The “Deadman Walking” and the Concept of Communion of Saints
The movie Deadman Walking features a man involved in a complicated murder, whose action is seeking vindication with the help of a nun, Sister Helen, thus, introducing the concept of Communion of Saints. The Communion of Saints is a catholic doctrine that refers to the unity of all believers, souls in the purgatory, and saints in heaven under Christ. In the movie “Deadman Walking”, Sister Helen Prejean volunteers to be Mathew Poncelet’s spiritual adviser after establishing a relationship with him. Poncelet is on a death row for killing adolescent lovers. Therefore, Sister Helen goes ahead to find Poncelet a pro bono lawyer who appeals for the reduction of Poncelet’s sentence to life imprisonment, however the appeal is unsuccessful.
Interestingly, Sister Helen does all this to Mathew in spite of the fact that he was arrogant, a racist, a sexist, and unremorseful for his deeds. The belief in the unity of all children of God under the Catholic Communion of Saints influences Sister Helen’s actions. She considers Mathew Poncelet as a child of God and not a murderer. She also convinces Poncelet to confess, and ask the victims’ parents for forgiveness, after learning that the court had rejected the plea to change the sentence to life imprisonment. Despite the Court turning down her appeal, she continues to act as Poncelet’s spiritual guide as he awaits execution. This is an indication that Sister Helen saw Poncelet as a child of God who deserves redemption and forgiveness regardless of the sins he had committed.

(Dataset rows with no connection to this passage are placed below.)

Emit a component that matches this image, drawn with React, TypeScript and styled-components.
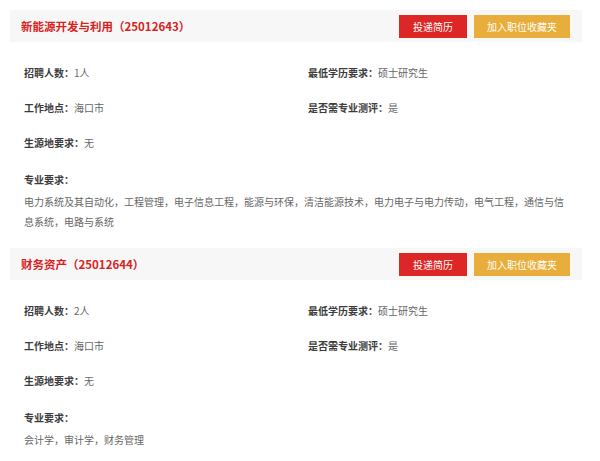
import React from "react";
import styled, { createGlobalStyle } from "styled-components";

const GlobalStyle = createGlobalStyle`
  html, body {
    margin: 0;
    padding: 0;
    background: #ffffff;
  }
  body {
    font-family: "Noto Sans CJK SC", "Noto Sans", sans-serif;
  }
`;

type Job = {
  title: string;
  code: string;
  count: string;
  education: string;
  place: string;
  evaluation: string;
  origin: string;
  majors: string;
};

const jobs: Job[] = [
  {
    title: "新能源开发与利用",
    code: "25012643",
    count: "1人",
    education: "硕士研究生",
    place: "海口市",
    evaluation: "是",
    origin: "无",
    majors:
      "电力系统及其自动化，工程管理，电子信息工程，能源与环保，清洁能源技术，电力电子与电力传动，电气工程，通信与信息系统，电路与系统",
  },
  {
    title: "财务资产",
    code: "25012644",
    count: "2人",
    education: "硕士研究生",
    place: "海口市",
    evaluation: "是",
    origin: "无",
    majors: "会计学，审计学，财务管理",
  },
];

const Page = () => (
  <>
    <GlobalStyle />
    <List>
      {jobs.map((job) => (
        <Card key={job.code}>
          <Header>
            <Title>
              {job.title}（{job.code}）
            </Title>
            <Actions>
              <ActionButton kind='apply'>投递简历</ActionButton>
              <ActionButton kind='favorite'>加入职位收藏夹</ActionButton>
            </Actions>
          </Header>
          <Body>
            <InfoGrid>
              <Item>
                <Label>招聘人数：</Label>
                <Value>{job.count}</Value>
              </Item>
              <Item>
                <Label>最低学历要求：</Label>
                <Value>{job.education}</Value>
              </Item>
              <Item>
                <Label>工作地点：</Label>
                <Value>{job.place}</Value>
              </Item>
              <Item>
                <Label>是否需专业测评：</Label>
                <Value>{job.evaluation}</Value>
              </Item>
              <Item>
                <Label>生源地要求：</Label>
                <Value>{job.origin}</Value>
              </Item>
            </InfoGrid>
            <Majors>
              <Label>专业要求：</Label>
              <MajorText>{job.majors}</MajorText>
            </Majors>
          </Body>
        </Card>
      ))}
    </List>
  </>
);

export default Page;

const List = styled.div`
  width: 572px;
  padding: 10px 0 0 10px;
`;

const Card = styled.section`
  display: flex;
  flex-direction: column;
`;

const Header = styled.div`
  height: 32px;
  display: flex;
  align-items: center;
  justify-content: space-between;
  padding: 0 12px 0 11px;
  background: #f7f7f7;
`;

const Title = styled.h3`
  margin: 0;
  font-size: 11.5px;
  font-weight: bold;
  color: #d8231d;
`;

const Actions = styled.div`
  display: flex;
  gap: 7px;
  padding-top: 1px;
`;

const ActionButton = styled.button<{ kind: "apply" | "favorite" }>`
  height: 23px;
  width: ${(p) => (p.kind === "apply" ? "68px" : "96px")};
  border: none;
  padding: 0;
  font-family: inherit;
  font-size: 10px;
  color: #ffffff;
  background: ${(p) => (p.kind === "apply" ? "#dd2626" : "#e8ad3a")};
  cursor: pointer;
`;

const Body = styled.div`
  padding: 21px 0 16px 14px;
`;

const InfoGrid = styled.div`
  display: grid;
  grid-template-columns: 284px 1fr;
  row-gap: 15px;
`;

const Item = styled.div`
  line-height: 20px;
  font-size: 10px;
`;

const Label = styled.span`
  font-weight: bold;
  color: #3c3c3c;
  font-size: 10px;
  line-height: 20px;
`;

const Value = styled.span`
  color: #666666;
`;

const Majors = styled.div`
  margin-top: 17px;
  display: flex;
  flex-direction: column;
  gap: 2px;
`;

const MajorText = styled.p`
  margin: 0;
  width: 540px;
  font-size: 10px;
  line-height: 20px;
  color: #666666;
`;
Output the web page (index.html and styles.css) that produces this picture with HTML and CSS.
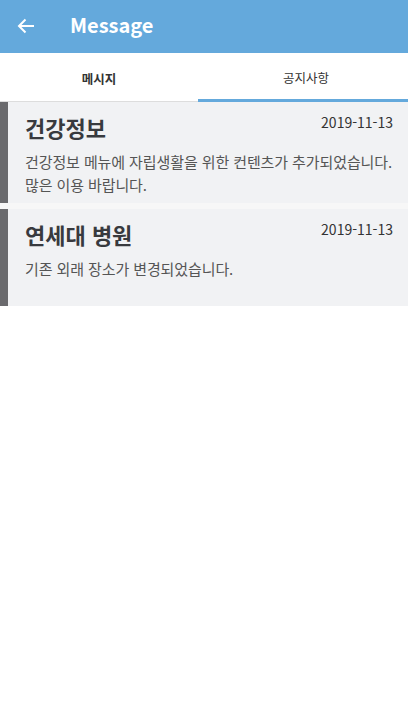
FILE: index.html
```html
<!DOCTYPE html>
<html lang="ko">
<head>
<meta charset="utf-8">
<link rel="stylesheet" href="styles.css">
</head>
<body>
<header class="appbar">
  <svg class="back" width="18" height="16" viewBox="0 0 18 16"><path d="M17 8H2M8.5 1.5L2 8l6.5 6.5" fill="none" stroke="#fff" stroke-width="2"/></svg>
  <h1 class="title">Message</h1>
</header>
<nav class="tabs">
  <div class="tab">메시지</div>
  <div class="tab active">공지사항</div>
</nav>
<main class="list">
  <article class="card">
    <div class="card-head">
      <h2 class="card-title">건강정보</h2>
      <span class="date">2019-11-13</span>
    </div>
    <p class="body">건강정보 메뉴에 자립생활을 위한 컨텐츠가 추가되었습니다. 많은 이용 바랍니다.</p>
  </article>
  <article class="card">
    <div class="card-head">
      <h2 class="card-title">연세대 병원</h2>
      <span class="date">2019-11-13</span>
    </div>
    <p class="body">기존 외래 장소가 변경되었습니다.</p>
  </article>
</main>
</body>
</html>
```
FILE: styles.css
```css
* { box-sizing: border-box; }
body {
  margin: 0;
  font-family: "Noto Sans CJK KR", "Noto Sans", sans-serif;
  background: #fff;
  width: 408px;
}
.appbar {
  height: 53px;
  background: #64a9dc;
  display: flex;
  align-items: center;
  padding-left: 17px;
}
.back { display: block; margin-top: -2px; }
.title {
  margin: 0 0 0 35px;
  color: #fff;
  font-size: 20px;
  font-weight: 700;
  line-height: 1;
  margin-top: -3px;
}
.tabs {
  display: flex;
  height: 49px;
  align-items: stretch;
}
.tab {
  width: 198px;
  display: flex;
  align-items: center;
  justify-content: center;
  font-size: 12.5px;
  color: #333;
  font-weight: 700;
  border-bottom: 1px solid #dddddd;
  padding-top: 3px;
  padding-bottom: 1px;
}
.tab.active {
  flex: 1;
  font-weight: 400;
  border-bottom: 3px solid #64a9dc;
  padding-bottom: 0;
  padding-left: 6px;
}
.list {
  display: flex;
  flex-direction: column;
  gap: 6px;
  background: #f7f7f7;
}
.card {
  background: #f1f2f4;
  border-left: 8px solid #6a6a6d;
  padding: 9px 15px 0 17px;
  height: 101px;
}
.card + .card { height: 97px; }
.card-head {
  display: flex;
  justify-content: space-between;
  align-items: flex-start;
}
.card-title {
  margin: 0;
  font-size: 22px;
  font-weight: 700;
  color: #383a3e;
  line-height: 32px;
}
.date {
  font-size: 14px;
  color: #333;
  line-height: 20px;
  margin-top: 1px;
}
.body {
  margin: 7px 0 0;
  font-size: 15px;
  line-height: 23px;
  color: #555;
  letter-spacing: -0.1px;
}
```
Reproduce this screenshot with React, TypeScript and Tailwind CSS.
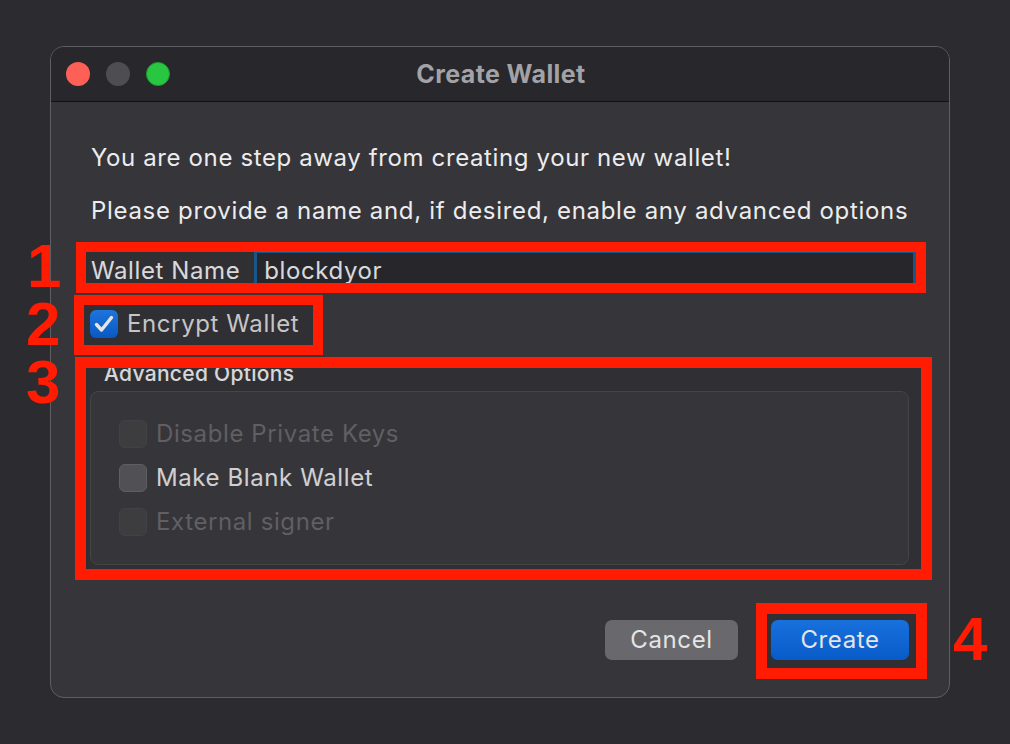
import React from "react";

const font = { fontFamily: "Inter, 'Noto Sans', sans-serif" };

function Check() {
  return (
    <svg width="28" height="28" viewBox="0 0 28 28" fill="none">
      <path d="M6.5 14.5 L11.5 20 L21.5 7.5" stroke="white" strokeWidth="3.4" strokeLinecap="round" strokeLinejoin="round" />
    </svg>
  );
}

function Box({ disabled }: { disabled?: boolean }) {
  return (
    <div
      className={
        disabled
          ? "w-[28px] h-[28px] rounded-[6px] bg-[#454448] border border-[#4a494d]"
          : "w-[28px] h-[28px] rounded-[6px] bg-[#5b5a5f] border border-[#6a696e]"
      }
    />
  );
}

const T = "text-[24px] leading-[28px] tracking-[0.6px]";
const D = "absolute text-[62px] leading-[48px] font-bold text-[#ff1c03]";
const dFont = { fontFamily: "'Liberation Sans', Arial, sans-serif" };

export default function App() {
  return (
    <div className="relative w-[1010px] h-[744px] bg-[#2c2b2f] overflow-hidden pt-[46px] pl-[50px]" style={font}>
      <div className="w-[900px] h-[652px] rounded-[14px] border border-[#5f5e62] bg-[#363539] overflow-hidden flex flex-col">
        {/* title bar */}
        <div className="h-[55px] bg-[#28272b] border-b border-[#111113] grid grid-cols-[1fr_auto_1fr] items-center shrink-0">
          <div className="flex items-center gap-[16px] pl-[15px]">
            <div className="w-[24px] h-[24px] rounded-full bg-[#fe5f57]" />
            <div className="w-[24px] h-[24px] rounded-full bg-[#4e4d52]" />
            <div className="w-[24px] h-[24px] rounded-full bg-[#29c741] border border-[#1c9a2e]" />
          </div>
          <div className="text-[25px] font-bold tracking-[0.4px] text-[#a3a2a7] leading-[28px] pl-[2px]">Create Wallet</div>
          <div />
        </div>
        {/* body */}
        <div className="px-[40px] pt-[42px] flex flex-col">
          <div className="text-[24px] leading-[28px] tracking-[0.62px] text-[#ececee]">You are one step away from creating your new wallet!</div>
          <div className="mt-[25px] text-[24px] leading-[28px] tracking-[0.68px] text-[#ececee] whitespace-nowrap">Please provide a name and, if desired, enable any advanced options</div>
          <div className="mt-[28px] flex items-center h-[36px]">
            <div className={`${T} text-[#f2f2f4]`}>Wallet Name</div>
            <div className={`ml-[17px] mr-[-4px] flex-1 h-[36px] bg-[#2c2b2f] ring-[3px] ring-[#1b5f98] flex items-center pl-[7px] ${T} text-[#f2f2f4]`}>
              blockdyor
            </div>
          </div>
          <div className="mt-[21px] flex items-center h-[28px] gap-[9px] ml-[-1px]">
            <div className="w-[28px] h-[28px] rounded-[6px] bg-gradient-to-b from-[#2182f5] to-[#0b63da] flex items-center justify-center">
              <Check />
            </div>
            <div className={`${T} text-[#dcdcde]`}>Encrypt Wallet</div>
          </div>
          <div className="mt-[24px] ml-[13px] text-[21px] leading-[24px] tracking-[0.3px] font-medium text-[#f0f0f2]">Advanced Options</div>
          <div className="mt-[5px] ml-[-1px] h-[174px] rounded-[8px] border border-[#4d4c50] bg-[#3d3c41] pt-[28px] pl-[28px] flex flex-col gap-[16px]">
            <div className="flex items-center gap-[9px] h-[28px]">
              <Box disabled />
              <div className={`${T} text-[#6b6a6f]`}>Disable Private Keys</div>
            </div>
            <div className="flex items-center gap-[9px] h-[28px]">
              <Box />
              <div className={`${T} text-[#e8e8ea]`}>Make Blank Wallet</div>
            </div>
            <div className="flex items-center gap-[9px] h-[28px]">
              <Box disabled />
              <div className={`${T} text-[#6b6a6f]`}>External signer</div>
            </div>
          </div>
          <div className="mt-[55px] flex justify-end gap-[33px]">
            <button className={`w-[133px] h-[40px] rounded-[7px] bg-[#69686d] ${T} text-[#e4e4e6]`}>Cancel</button>
            <button className={`w-[138px] h-[40px] rounded-[7px] bg-gradient-to-b from-[#1b7ef6] to-[#0a66e2] ${T} text-white`}>Create</button>
          </div>
        </div>
      </div>

      {/* annotations */}
      <div className="absolute left-[76px] top-[242px] w-[850px] h-[51px] border-[10px] border-[#ff1c03] bg-black/10" />
      <div className="absolute left-[74px] top-[295px] w-[249px] h-[60px] border-[10px] border-[#ff1c03] bg-black/10" />
      <div className="absolute left-[75px] top-[357px] w-[857px] h-[223px] border-[11px] border-[#ff1c03] bg-black/10" />
      <div className="absolute left-[756px] top-[603px] w-[171px] h-[76px] border-[11px] border-[#ff1c03] bg-black/10" />
      <div className={`${D} left-[27px] top-[242px]`} style={dFont}>1</div>
      <div className={`${D} left-[26px] top-[300px]`} style={dFont}>2</div>
      <div className={`${D} left-[26px] top-[358px]`} style={dFont}>3</div>
      <div className={`${D} left-[953px] top-[615px]`} style={dFont}>4</div>
    </div>
  );
}
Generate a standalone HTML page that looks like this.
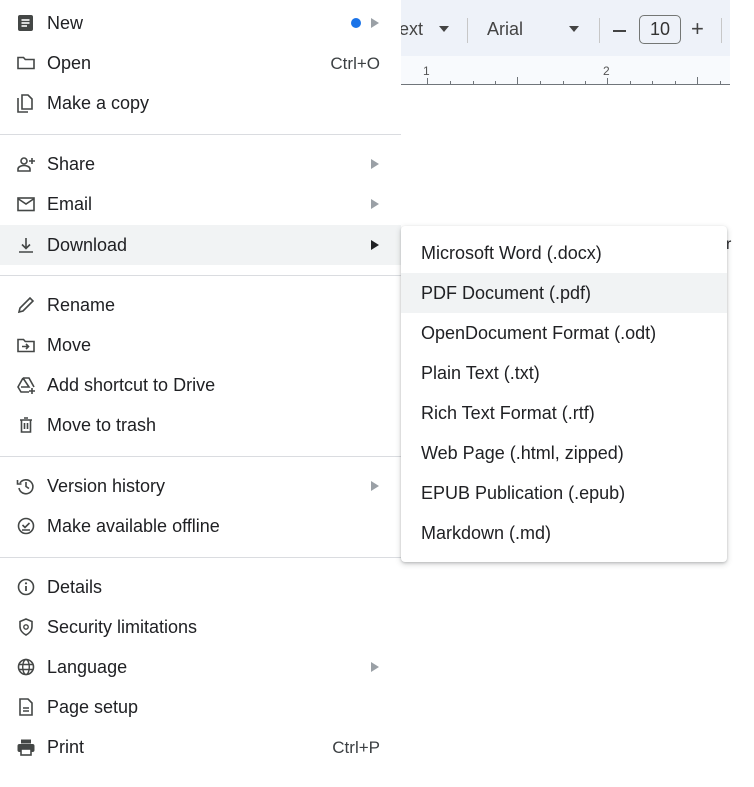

Sister Helen’s actions connect with the Catholic history in the U.S, especially concerning charity. The Catholic Church grew rapidly during the colonial era, and the church proceeded to establish charitable organizations such as orphanages, hospitals, colleges, and schools among others. Immigrants from Ireland, Germany, Eastern Europe, and Poland expanded the Catholic Church in America. By 19th Century, the Catholic Church had built impressive infrastructure within the Diocese managed by Bishops chosen by the pope. Before 1900, most of the Priests in the U.S were immigrants from Ireland and France. Women were not left behind, as many of them became nuns like in Sister Helen’s case. Most of Catholics in the U.S were working class before the Second World War. After the war, however, many people gained social mobility and moved into white-collar jobs and suburbs.
Nevertheless, by 1960s, the number of people who were interested in becoming nuns and priest fell. The Catholic Church continued to flourish in the U.S courtesy of immigrants from Latin America and Mexico. The universities and colleges that had been established by the Catholic Church grew, and people started to question the curriculum that adhered to Catholic Theology. In the 1980s, Catholic Bishops participated in politics and aired their views on issues to do with sexuality and abortion. The death sentence is also a political issue that also attracted the interest of Catholic Bishops in the U.S. The Catholic Church is opposed to the death sentence although the practice is still common in some states in the U.S. This explains why Sister Helen appeals to reverse Poncelet’s case from death sentence to life imprisonment.
The movie is a reflection of the Catholic doctrine of Communion of Saints that makes Catholics to consider fellow believers as children of God. The doctrine influences Catholics to engage in charitable acts and desist from judging others no matter what they have done. The doctrine also encourages reconciliation as portrayed by Sister Helen when she arranges a meeting between Poncelet and the parents to the teenagers he had killed.